Don’t Want to Own Gold or Silver: Buy the Farm

Ed. Note:

Welcome to “Part 3” of an extended conversation I recently had with my colleague and seasoned journalist Chris Preston. Today’s topics include soft commodities, why you should buy a farm, and why natural gas prices can’t get much cheaper. If you missed Part 1 and Part 2 of our conversation, click on these links.

Chris: What would you recommend for the gold and silver averse in terms of resource investing?

Kevin: If you don’t want to own physical gold or silver – putting it in a safe, hiding it in your house or on your property – I think the next best thing would be to own an operating and profitable farm. Agriculture is kind of like the laggard in this commodity bull market. We’ve seen oil, gold, copper, silver – almost everything in the hard commodity world – rise two, three, four, five times in this 12-year commodity bull run we’ve been in. But we haven’t really seen that price movement so much lately in the soft commodities – cotton, corn, wheat, cattle, pork bellies, coffee.

Jim Rogers always talks about how the age of the average farmer in the United States is 58. There’s going to be a real absence of farmers out there and there’s going to be a real need for productive farms. Everyone is kind of in the mindset that this is in the information age and that we only need to trade bits of paper and “ones” and “zeros” over the Internet. People think we’re an information society and we don’t make anything anymore. And that’s great. But we still have to eat food.

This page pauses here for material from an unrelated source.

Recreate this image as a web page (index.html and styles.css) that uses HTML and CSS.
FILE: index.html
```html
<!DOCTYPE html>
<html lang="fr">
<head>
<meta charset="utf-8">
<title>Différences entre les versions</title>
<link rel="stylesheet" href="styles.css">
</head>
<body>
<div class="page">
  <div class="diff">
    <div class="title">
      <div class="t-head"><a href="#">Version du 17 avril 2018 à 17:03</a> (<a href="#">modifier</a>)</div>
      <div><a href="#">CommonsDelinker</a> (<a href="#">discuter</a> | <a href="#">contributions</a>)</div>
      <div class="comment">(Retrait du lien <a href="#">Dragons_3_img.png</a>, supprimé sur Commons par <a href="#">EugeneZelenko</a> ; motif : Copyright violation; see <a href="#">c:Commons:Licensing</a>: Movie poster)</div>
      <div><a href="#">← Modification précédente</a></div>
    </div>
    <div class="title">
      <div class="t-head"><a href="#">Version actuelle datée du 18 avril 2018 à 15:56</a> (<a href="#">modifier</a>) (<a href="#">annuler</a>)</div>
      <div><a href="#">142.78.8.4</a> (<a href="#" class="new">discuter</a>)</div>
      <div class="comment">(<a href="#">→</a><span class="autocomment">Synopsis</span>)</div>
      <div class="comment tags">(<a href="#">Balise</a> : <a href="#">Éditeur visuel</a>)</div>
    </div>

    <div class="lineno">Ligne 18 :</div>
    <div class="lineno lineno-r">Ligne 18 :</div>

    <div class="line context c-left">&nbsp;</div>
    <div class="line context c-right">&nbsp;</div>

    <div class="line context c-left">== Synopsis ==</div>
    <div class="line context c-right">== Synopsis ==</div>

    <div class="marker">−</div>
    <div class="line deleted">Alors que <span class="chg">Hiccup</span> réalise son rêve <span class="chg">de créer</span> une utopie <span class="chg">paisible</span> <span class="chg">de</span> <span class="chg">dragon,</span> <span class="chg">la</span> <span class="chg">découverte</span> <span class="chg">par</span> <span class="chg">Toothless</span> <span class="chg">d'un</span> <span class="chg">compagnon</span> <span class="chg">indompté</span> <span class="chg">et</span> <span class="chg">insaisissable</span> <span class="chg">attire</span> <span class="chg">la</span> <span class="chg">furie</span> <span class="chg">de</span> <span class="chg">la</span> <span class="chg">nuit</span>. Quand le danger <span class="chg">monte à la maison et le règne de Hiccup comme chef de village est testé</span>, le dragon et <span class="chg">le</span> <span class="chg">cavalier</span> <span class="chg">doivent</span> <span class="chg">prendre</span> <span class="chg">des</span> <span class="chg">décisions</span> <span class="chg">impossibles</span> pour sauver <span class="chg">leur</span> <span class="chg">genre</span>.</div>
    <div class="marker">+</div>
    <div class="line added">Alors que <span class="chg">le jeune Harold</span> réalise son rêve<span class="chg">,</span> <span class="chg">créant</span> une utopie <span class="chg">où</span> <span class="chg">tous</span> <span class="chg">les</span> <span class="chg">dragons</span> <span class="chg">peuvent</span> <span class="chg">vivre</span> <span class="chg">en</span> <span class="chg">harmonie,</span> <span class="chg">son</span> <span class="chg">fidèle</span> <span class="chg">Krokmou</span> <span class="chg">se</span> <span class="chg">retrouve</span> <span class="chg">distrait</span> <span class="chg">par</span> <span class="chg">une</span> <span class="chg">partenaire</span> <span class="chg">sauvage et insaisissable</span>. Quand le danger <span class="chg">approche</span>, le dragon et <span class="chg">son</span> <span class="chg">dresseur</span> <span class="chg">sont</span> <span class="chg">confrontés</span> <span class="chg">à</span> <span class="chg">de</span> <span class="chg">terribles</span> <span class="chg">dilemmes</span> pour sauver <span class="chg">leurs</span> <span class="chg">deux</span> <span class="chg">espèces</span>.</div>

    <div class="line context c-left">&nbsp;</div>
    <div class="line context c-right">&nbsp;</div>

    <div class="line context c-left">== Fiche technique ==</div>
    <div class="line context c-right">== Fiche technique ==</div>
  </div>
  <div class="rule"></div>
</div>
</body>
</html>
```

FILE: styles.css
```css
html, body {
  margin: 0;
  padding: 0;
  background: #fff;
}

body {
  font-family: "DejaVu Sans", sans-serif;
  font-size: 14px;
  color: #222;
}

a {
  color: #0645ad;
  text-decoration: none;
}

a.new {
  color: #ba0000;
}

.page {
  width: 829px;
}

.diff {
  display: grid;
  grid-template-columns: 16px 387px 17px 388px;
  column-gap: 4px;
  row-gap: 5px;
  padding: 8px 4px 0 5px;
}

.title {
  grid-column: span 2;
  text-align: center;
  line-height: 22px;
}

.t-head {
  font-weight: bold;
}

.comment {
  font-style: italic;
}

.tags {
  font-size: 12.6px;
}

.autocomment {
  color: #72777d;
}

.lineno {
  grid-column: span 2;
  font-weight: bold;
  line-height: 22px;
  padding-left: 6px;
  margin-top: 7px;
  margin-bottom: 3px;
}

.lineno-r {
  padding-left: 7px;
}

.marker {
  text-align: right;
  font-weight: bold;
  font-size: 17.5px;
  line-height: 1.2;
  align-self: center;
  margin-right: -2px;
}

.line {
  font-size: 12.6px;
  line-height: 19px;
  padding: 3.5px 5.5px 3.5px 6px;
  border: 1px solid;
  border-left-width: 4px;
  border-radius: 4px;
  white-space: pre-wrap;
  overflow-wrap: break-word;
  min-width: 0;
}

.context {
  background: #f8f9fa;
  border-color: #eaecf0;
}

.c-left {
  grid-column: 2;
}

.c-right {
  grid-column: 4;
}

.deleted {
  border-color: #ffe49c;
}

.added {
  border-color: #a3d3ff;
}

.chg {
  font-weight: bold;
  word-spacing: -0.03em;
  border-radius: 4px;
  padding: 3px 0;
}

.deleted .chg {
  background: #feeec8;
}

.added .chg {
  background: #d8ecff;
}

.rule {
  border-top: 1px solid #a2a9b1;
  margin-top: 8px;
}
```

Chris: And there are more mouths to feed than ever.

Kevin: Right, there are more people. And farm land acreage has been dwindling in the United State since the late ‘60s. So possibly the biggest leg up in the commodity bull market is going to be in agriculture. It’s kind of tricky to trade futures. I have no interest in doing that, and very few people can actually access that market. So the best thing is to start a farm yourself or to buy shares of companies that are likely to benefit from much higher soft-commodity prices.

Chris: I believe 2011 was a record year for U.S. farm profits – and that’s with less of them than there were years ago.

Kevin: Yeah, and part of that was because of some weakness in the oil market relative to everything else. And that’s another thing – I think we’re going to see much higher oil prices over the next 10, 20, 30 years. Energy analyst Jeff Rubin (author of Why Your World is About to Get a Whole Lot Smaller) says we’re going to see a reversal – you hear about our politicians complaining about sending our jobs overseas, and that’s largely because of oil. It’s cheap to send components to Asia, have things assembled and built there and shipped back. As oil gets more expensive, that kind of dynamic is going to shift back to more local labor.

When on one side of the scale you have really cheap labor, and on the other side of the scale you have really expensive oil, eventually that oil is going to outweigh the cheap labor. So it’s going to make a lot more sense to have stuff built here in Vermont than it will to have it built in Thailand or outside of Beijing or Singapore. In a way that’s a good thing. Obviously it’s not a good thing to have to spend more to drive to see your family, or to get to work. But it would be a good thing in that we’ll see a huge reversal in production coming back to the United States.

Chris: Do you see natural gas prices remaining as low as they’ve been?

Kevin: I think that we’re going to look back in 10 years and ask, “Why didn’t we buy more natural gas when it was less than $2 per thousand cubic feet?” I think this is one of those market anomalies. I’ve been saying natural gas is cheap for years now. But, as we know, things can always get cheaper. I think now we’re really close to a point where we might see some sideways trading. It’s almost impossible for nat gas prices to get any lower. Now we’re at the point where most natural gas producers’ costs are higher than the current natural gas price is. So we’re going to see people going out of business, we’re going to see lots of consolidation, and we’re going to see strong energy companies like Exxon (NYSE: XOM) buying up strong natural gas companies like Chesapeake Energy (NYSE: CHK) – which I own – at fire-sale prices, and that’s going to be a huge revenue stream for them for decades to come.

If you’re not buying natural gas assets now, I think you’re making a big mistake. I think it’s one of the best investments you can make.